While the company is mired in the “Dieselgate emissions scandal”, Volkswagen is managing to stay afloat in terms of profitability. While its profits lags behind those of other major automakers, the company is now planning significant cuts.
The Volkswagen Group recently reached an agreement with German labour unions to cut 30,000 jobs from the core Volkswagen brand. The Unions agreed to the plan, in lieu of the promise that the automaker will not have forced redundancies until 2025. The company also promised to create 9,000 new jobs in the areas of mobility services and battery production.
These job cuts to be initiated are a part of turnaround plan which will result in cost savings anticipated to be $3.7 billion by 2020. This move will lift the company’s operating margin from 2 percent in 2016 to 4 percent in 2020. It would still leave Volkswagen behind rivals such as PSA Peugeot Citroen, which is targeting a 6-percent margin by 2021.
Meanwhile, the company will continue spending money on buybacks, diesel scandal fines and lawsuits.

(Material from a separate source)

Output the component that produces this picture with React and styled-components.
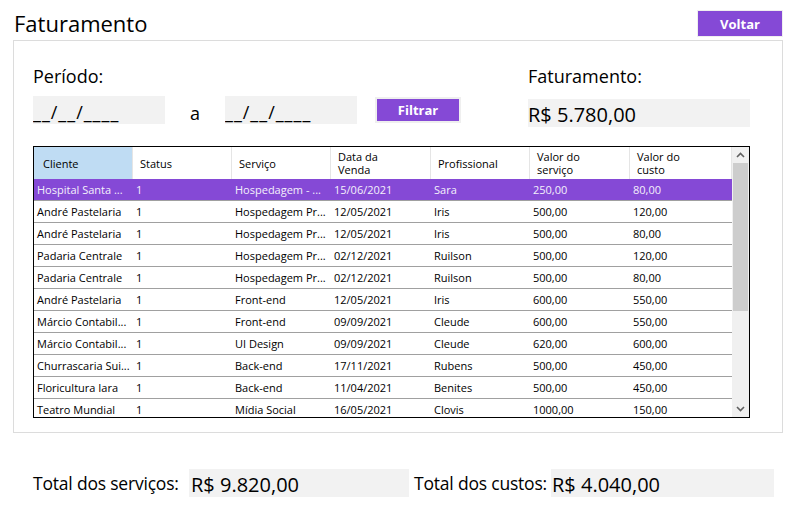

The unions were reportedly pleased by the deal, as it is large number of jobs being preserved in growing segments of electric cars and mobility services in the industry. The plan calls for VW to build its own electric motors and battery packs, thus keeping those jobs in-house.
Earlier this month, Volkswagen’s human resources boss said electric cars would lead to a “five-digit number” of job cuts. Electric cars and battery packs would require significant investments into R&D. Some analysts are of the opinion that the jobs slashed didn’t go well enough and did not allow the company to be cost-competitive with rivals such as Toyota and others.
VW has 610,000 workers globally and a much larger line-up of brands selling 340 models globally. In addition to the job cuts in Germany, Volkwagen also plans to initiate job cuts in North America, Brazil and Argentina, Digital Trends reports. The company did not divulge any further details on the same. Its recent decision to end its successful World Rally Championship racing program is also attributed to the need to cut costs.
Volkswagen is comprehensively repositioning itself. The Board of Management of the Volkswagen brand has decided on the TRANSFORM 2025+ program which will set the course for the brand over the next decade and beyond. The new strategy focuses on clearer brand positioning across the various regions and segments, backed by significant improvements in efficiency and productivity. At the same time, the brand will be making massive investments in e-mobility and connectivity.
In China, Volkswagen intends to strengthen the “top of volume” position it has already reached. This will be achieved by an SUV offensive and by rapidly launching electric vehicles. In China, Volkswagen also aims to benefit from the potential in the strongly growing economy segment. Work has already started on the development of appropriate models. In other major markets such as India, South America and Russia, Volkswagen also intends to develop the economy segment.
“From 2020, we will be launching our major e-mobility offensive. As a volume manufacturer, we intend to play a key role in the breakthrough of the electric car. We are not aiming for niche products but for the heart of the automobile market. By 2025, we want to sell a million electric cars per year and to be the world market leader in e-mobility. Our future electric cars will be the new trademark of Volkswagen,” said Dr Herbert Diess, Chairman of the Volkswagen brand Board of Management.